There is no need to experience anxiety. How do you quickly and easily short circuit anxiety? Simply observe yourself experiencing anxiety. “Here I am, experiencing anxiety. My breathing is shallow, my mind races, crushing bands enfold me.”
If you can observe this thing, anxiety, why would you not as easily observe any other thing you chose? If you can observe anxiety, this also means you are larger than it. It only exists to you, to the extent that you observe it.
Why pay attention to an unwanted, unlovely thing?
The ground and being of your experiential world is your attention.
Be careful where you place it.
Remind yourself often of what you want to increase in your experience, whether unshakable calm, peace, or love.
Let me be the servant of that love. Let all be well here. My mind does not have to wander down the byways of misery.

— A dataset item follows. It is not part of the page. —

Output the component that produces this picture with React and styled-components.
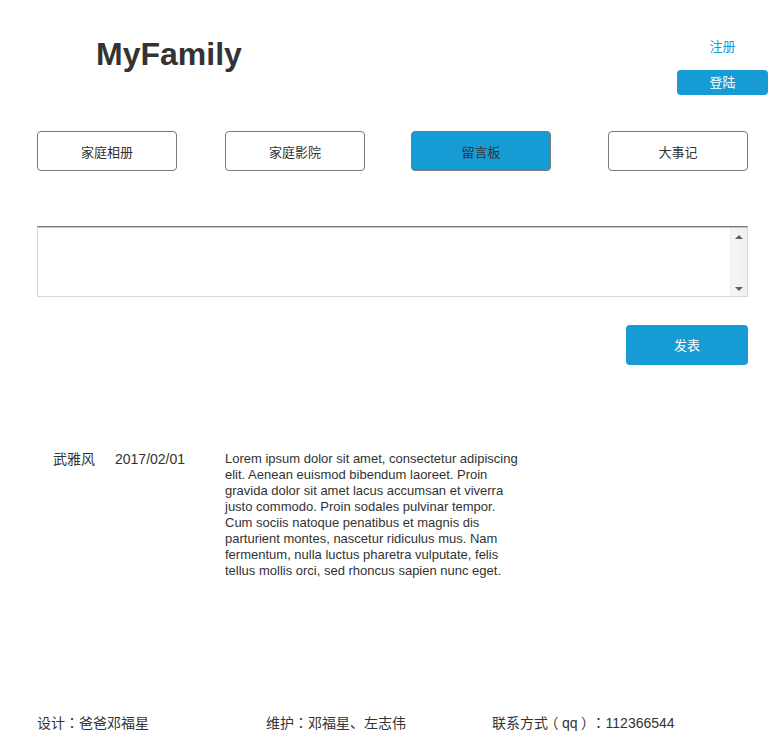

Whatever things are pure, whatever things are lovely,…think on those things
Philippians, 4:8
Observation is powerful. As soon as I observe myself experiencing an emotion, as soon as I acknowledge to myself, “I am feeling sad”, and then in the next moment observe myself feeling sad, sad goes from being a monster that has me by the scruff of the neck to being a yappy little dog I can easily frighten away.
May all be well here. Invoke light. May all be well here. Withdraw attention. Your will be done.
Observation is a powerful technique for short-circuiting an ego rampage.
“I observe myself experiencing sadness” is empowering.
“I am sad” is only frightening.
Observe the emotions at work in you, trying to get the upper hand, to catch you off-guard. See yourself experiencing fear. See it, visualize it. Then send it away. Let all be well here.
We are inescapably involved in bringing about that which appears to be happening. We are not only observers. We are participators. In some strange sense, this is a participatory universe.